Copy each line of the data below with the word "styles".
+++
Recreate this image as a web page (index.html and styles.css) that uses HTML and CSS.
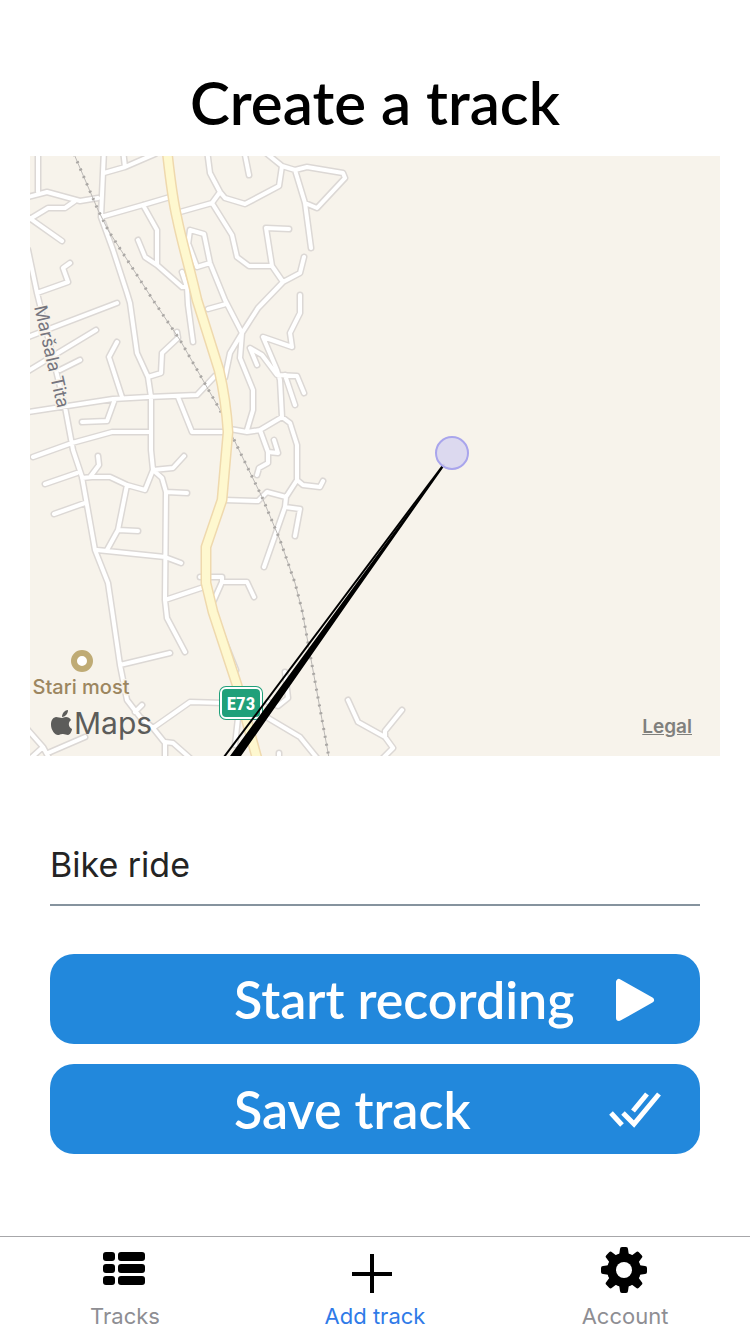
FILE: index.html
```html
<!DOCTYPE html>
<html lang="en">
<head>
<meta charset="utf-8">
<meta name="viewport" content="width=device-width, initial-scale=1">
<title>Create a track</title>
<link rel="stylesheet" href="styles.css">
</head>
<body>
<main class="screen">
  <h1 class="title">Create a track</h1>

  <section class="map" aria-label="Map">
    <svg class="map-canvas" viewBox="30 156 690 600" role="img" aria-label="Recorded route">
      <defs>
        <path id="roads" d="M38 150V192 M28 197L47 192L80 201L98 198 M28 220L48 208H65L75 201 M28 217L62 241
          M104 150L101 217L113 250L127 293L130 303L137 353L148 377L151 397V450L153 470
          M104 173L125 167L155 154 M123 150L125 167 M101 217L143 205L170 197 M143 205L157 230V264
          M138 240L145 257L157 265L182 287L187 287L188 305L193 342 M182 272L187 287
          M180 212L212 203L220 192 M188 245L190 230L204 234L210 263L225 300L242 333 M188 243L197 267L210 263 M208 309L226 304
          M207 150L210 173L220 192L225 198L245 204L279 186L282 166L266 153
          M212 203L232 235L237 257L249 266H272L266 228L289 229 M272 266L283 282L300 273L304 257
          M283 282L258 308L242 333L230 353L225 377 M244 150L249 175
          M282 166L295 170L307 167L343 173L345 178L317 208L305 203 M295 170L305 203L311 248
          M300 295V313L290 333L292 347L263 337L277 370L280 380L282 417
          M242 333L240 358L253 390V410L247 430 M257 365L250 348L262 355L277 375L297 376L304 393 M285 375L295 405
          M215 376L197 395L148 397L113 399L28 412 M178 397L192 432H226
          M230 429L247 432L260 430L282 417L290 423L297 445V480L303 485L320 487L323 481
          M297 480L286 497L267 492L258 501L224 500 M286 497L285 507L264 567 M285 507L300 509L295 536
          M260 430L268 452L278 453L274 440 M268 452V463L259 468L257 475
          M28 337L117 303 M28 371L96 330 M60 370L80 360 M117 342L109 357L122 397 M115 399L107 421L82 422
          M177 332L178 338L162 353L161 373L148 377 M33 457L72 443L112 432H151
          M28 250L37 293L65 407L73 450L82 477L95 550L108 583L112 610L120 665L127 700L140 717L153 728L165 743V760
          M37 293L68 282L63 268L70 263 M45 484L77 473 M54 514L85 503
          M82 478L92 477H110L127 485L145 490L153 470 M90 477L99 465L98 456 M153 470L173 468L184 456
          M153 470L162 478L166 492L165 600L167 618L185 652 M166 492L187 493 M127 485L118 530L107 550 M118 530L138 531
          M97 550L165 557L181 563 M165 600L204 587 M200 577L222 577V582H247L254 597 M222 582L214 600
          M120 665L170 653 M135 712L142 705 M153 728L190 702L225 703 M165 742L173 743L190 758
          M28 730L43 747L49 758 M32 757L43 747 M48 753L85 737
          M348 700L358 722L385 737L393 748L383 758 M385 737V731L402 710
          M218 625L236 670 M263 715L300 737L317 758 M285 672L288 698L278 706L268 702 M238 718L235 745 M279 753V760"/>
        <path id="highway" d="M167 150C170 178 173 201 177 218C182 243 190 269 197 300L219 370Q226 400 228 432L222 500L206 547V583L213 612L237 685L258 762"/>
        <path id="rail" d="M74 154L98 210L108 230L153 300L180 340L220 410L238 448L262 497L280 540L295 583L302 610L329 758"/>
      </defs>
      <rect x="30" y="156" width="690" height="600" class="land"/>
      <use href="#roads" class="road-edge"/>
      <use href="#roads" class="road"/>
      <use href="#rail" class="rail"/>
      <use href="#rail" class="rail-ties"/>
      <use href="#highway" class="highway-edge"/>
      <use href="#highway" class="highway"/>

      <circle cx="82" cy="661" r="8" class="poi"/>
      <text x="81" y="694" text-anchor="middle" class="poi-label">Stari most</text>
      <text transform="translate(34 307) rotate(77)" class="street-label">Maršala Tita</text>

      <rect x="219" y="686" width="44" height="34" rx="7" class="shield"/>
      <rect x="221" y="688" width="40" height="30" rx="5" class="shield-line"/>
      <text x="241" y="710" text-anchor="middle" class="shield-text">E73</text>

      <path class="route" d="M444 464L328 622L230 756H241L352 597L445 465Z"/>
      <path class="route-line" d="M444 464L224 757"/>
      <circle cx="452" cy="453" r="16" class="position"/>

      <g class="brand">
        <path d="M68 710C65 710 62 713 62 717C65 717 68 714 68 710Z"/>
        <path d="M62 718C60 718 58 717 56 717C52 718 51 721 51 725C51 730 55 735 58 735C60 735 60 734 63 734C65 734 66 735 68 735C70 735 72 731 72 729C68 727 68 722 71 720C70 718 68 717 66 717C64 717 63 718 62 718Z"/>
        <text x="74" y="734" class="brand-text">Maps</text>
      </g>
    </svg>
    <a class="legal" href="#legal">Legal</a>
  </section>

  <form class="form">
    <input class="name" type="text" value="Bike ride" aria-label="Track name">
    <button class="action" type="button">
      <span>Start recording</span>
      <svg class="action-icon" viewBox="0 0 54 54" aria-hidden="true"><path d="M11 10V46L43 28Z" fill="currentColor" stroke="currentColor" stroke-width="6" stroke-linejoin="round"/></svg>
    </button>
    <button class="action" type="button">
      <span>Save track</span>
      <svg class="action-icon" viewBox="0 0 54 54" aria-hidden="true"><path d="M3 31L14 43M15 31L26 42L51 12M25 29L39 12" fill="none" stroke="currentColor" stroke-width="5"/></svg>
    </button>
  </form>
</main>

<nav class="tabs" aria-label="Main">
  <a class="tab" href="#tracks">
    <svg class="tab-icon" viewBox="0 0 50 50" aria-hidden="true"><g fill="currentColor"><rect x="3" y="6" width="12" height="9" rx="3"/><rect x="18" y="6" width="27" height="9" rx="3"/><rect x="3" y="18" width="12" height="9" rx="3"/><rect x="18" y="18" width="27" height="9" rx="3"/><rect x="3" y="30" width="12" height="9" rx="3"/><rect x="18" y="30" width="27" height="9" rx="3"/></g></svg>
    <span>Tracks</span>
  </a>
  <a class="tab tab-active" href="#add" aria-current="page">
    <svg class="tab-icon" viewBox="0 0 50 50" aria-hidden="true"><path d="M22 8V47M2 28H42" stroke="currentColor" stroke-width="4"/></svg>
    <span>Add track</span>
  </a>
  <a class="tab" href="#account">
    <svg class="tab-icon" viewBox="0 0 50 50" aria-hidden="true">
      <g fill="currentColor">
        <path id="teeth" d="M19 10L20 3Q20 1 22 1H26Q28 1 28 3L29 10V38L28 45Q28 47 26 47H22Q20 47 20 45L19 38Z"/>
        <use href="#teeth" transform="rotate(45 24 24)"/><use href="#teeth" transform="rotate(90 24 24)"/><use href="#teeth" transform="rotate(135 24 24)"/>
        <circle cx="24" cy="24" r="17"/>
      </g>
      <circle cx="24" cy="24" r="8" fill="#fff"/>
    </svg>
    <span>Account</span>
  </a>
</nav>
</body>
</html>
```
FILE: styles.css
```css
* { box-sizing: border-box; }

body {
  margin: 0;
  min-height: 100vh;
  display: flex;
  flex-direction: column;
  background: #fff;
  color: #000;
  font-family: Inter, "Liberation Sans", sans-serif;
}

.screen {
  flex: 1;
  display: flex;
  flex-direction: column;
  padding: 70px 30px 40px;
}

.title {
  margin: 0 0 22px;
  font: 600 60px/64px Lato, "Open Sans", sans-serif;
  text-align: center;
}

.map { position: relative; }
.map-canvas { display: block; width: 100%; }

.land { fill: #f7f3eb; }
.road, .road-edge, .highway, .highway-edge, .rail, .rail-ties {
  fill: none;
  stroke-linecap: round;
  stroke-linejoin: round;
}
.road-edge { stroke: #dcd8d5; stroke-width: 7; }
.road { stroke: #fff; stroke-width: 4; }
.highway-edge { stroke: #efd9ad; stroke-width: 11; }
.highway { stroke: #fef8cf; stroke-width: 8; }
.rail { stroke: #bcb9b6; stroke-width: 1; }
.rail-ties { stroke: #aaa7a4; stroke-width: 3; stroke-dasharray: 2 6; stroke-linecap: butt; }

.poi { fill: #fff; stroke: #bfab75; stroke-width: 6; }
.poi-label {
  fill: #9c8660;
  font-size: 20px;
  font-weight: 500;
  stroke: #f7f3eb;
  stroke-width: 3;
  paint-order: stroke;
}
.street-label {
  fill: #75757e;
  font-size: 18px;
  stroke: #f7f3eb;
  stroke-width: 3;
  paint-order: stroke;
}

.shield { fill: #20a07a; }
.shield-line { fill: #20a07a; stroke: #fff; stroke-width: 2; }
.shield-text {
  fill: #fff;
  font-family: "Roboto Condensed", "Liberation Sans Narrow", Roboto, sans-serif;
  font-size: 19px;
  font-weight: 700;
}

.route-line { stroke: #000; stroke-width: 2; }
.position { fill: #dad7ef; fill-opacity: .95; stroke: #a9a5ec; stroke-width: 2; }
.brand { fill: #5c5c5a; }
.brand-text { font-size: 30px; }

.legal {
  position: absolute;
  right: 28px;
  bottom: 17px;
  color: #80807d;
  font-size: 19px;
  font-weight: 600;
  line-height: 24px;
}

.form {
  display: flex;
  flex-direction: column;
  gap: 20px;
  padding: 68px 20px 0;
}

.name {
  width: 100%;
  height: 82px;
  margin-bottom: 28px;
  padding: 0;
  border: 0;
  border-bottom: 2px solid #86939e;
  border-radius: 0;
  background: transparent;
  color: #242424;
  font: 400 34px/44px Inter, "Liberation Sans", sans-serif;
  outline: 0;
}

.action {
  display: flex;
  align-items: center;
  justify-content: space-between;
  height: 90px;
  padding: 0 38px 0 184px;
  border: 0;
  border-radius: 24px;
  background: #2288dc;
  color: #fff;
  font: 600 52px/60px Lato, "Open Sans", sans-serif;
  white-space: nowrap;
}
.action-icon { width: 54px; height: 54px; }

.tabs {
  display: grid;
  grid-template-columns: repeat(3, 1fr);
  border-top: 1px solid #a7a7aa;
}
.tab {
  display: flex;
  flex-direction: column;
  align-items: center;
  gap: 7px;
  padding: 9px 0 4px;
  color: #8e8e93;
  font-size: 22px;
  line-height: 27px;
  text-decoration: none;
}
.tab-active { color: #2f7be8; }
.tab-icon { width: 50px; height: 50px; color: #000; }
```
+++
§ Solved problem:
Recreate this image as a web page (index.html and styles.css) that uses HTML and CSS.
<link rel="stylesheet" href="styles.css">
FILE: styles.css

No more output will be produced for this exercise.